Peanut, on the 924 N/A it is possible to have a spark and fuel and still no cough or splutter. I speak from the bitter experience of a long afternoon in the compay carpark with a portable generator, a spark and gradually increasing mixture setting until I was getting a near hydraulic lock there was so much fuel. The only conclusion I could draw was that that a capacitor/ transistor combination within the module was allowing the spark to fire too soon or too weakly to set light to the fuel and make the engine run. What I do know for certain is that going from immobile to running as sweet as a die was achieved by changing the ignition module for a brand new one (£314 plus vat) without any other adjustments having been made.

yes this is the one complete unknown. I don't know of any way you can substitute the ignition module except with another one,although there must be a way to test it. (not much help when you are stuck out in the wilds without tools and test gear)
We'll just have to wait until Tuesday I guess for the next installment.!

better than Sky+ this thread lol[;)]
 
The ICU is the igniton control unit and guess what, that's what it does. The ECU is the Engine control unit which on the 924S controls fuelling, and thus mixture as well as the ignition.

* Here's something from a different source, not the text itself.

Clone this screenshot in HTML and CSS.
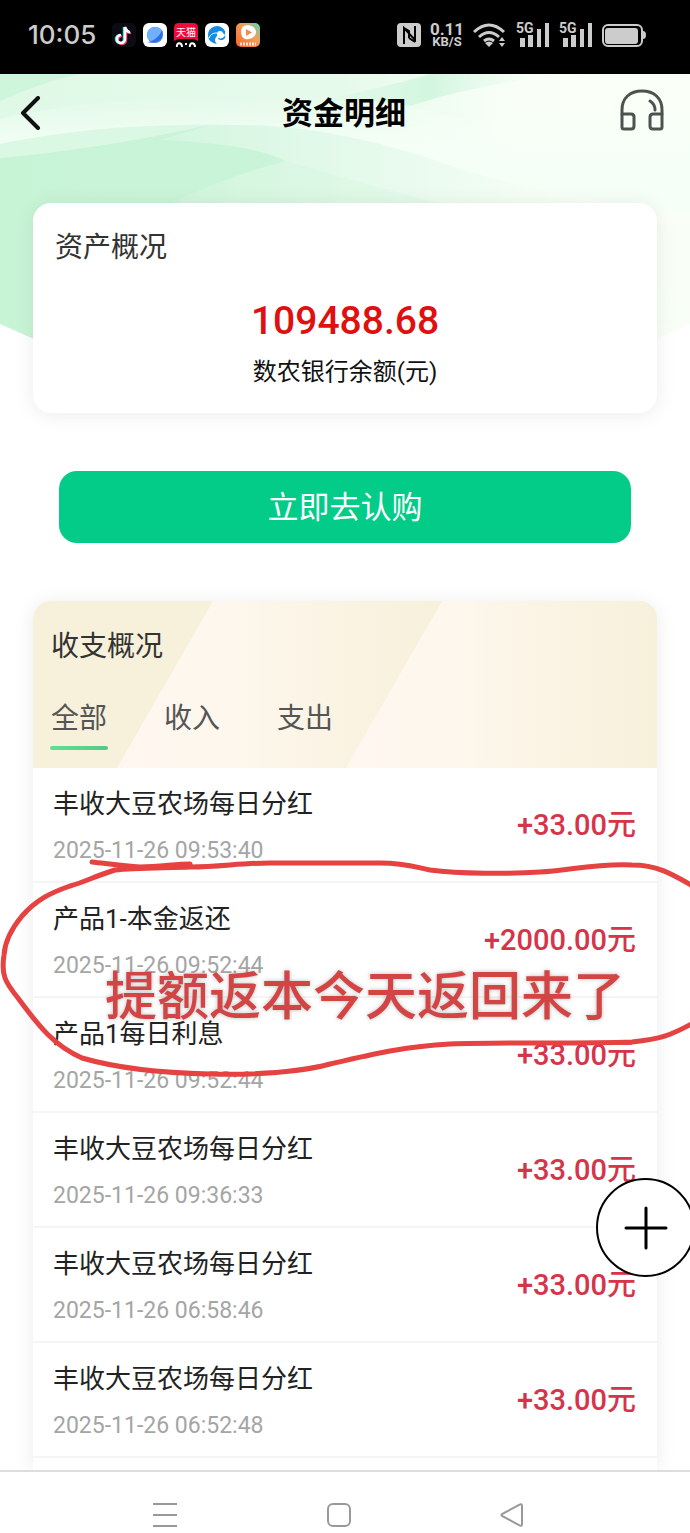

I knew you didn't understand the question[:D]
 
All these thre letter acronyms, starting to confuse me as well [8D]

ICU & TIU are one in the same, as nutter has said on the older 2.0ltr n/a its the big grey Bosch box on the N/S inner wing, the Unipart one on eBay is for the S if I'm not mistaken.

Sods law though, I just missed out on the correct one on ebay, forgot about the auction yesterday and it sold for £5.51!!
 
ORIGINAL: 924nutter

The ICU is the igniton control unit and guess what, that's what it does. The ECU is the Engine control unit which on the 924S controls fuelling, and thus mixture as well as the ignition.

I knew you didn't understand the question[:D]


I understood that he quoted it as a 'TIU' that's what I didn't understand but then I don't claim to be a Technical Advisor. The thing on ebay was the usual alloy box that sits on the nears side inner front wing.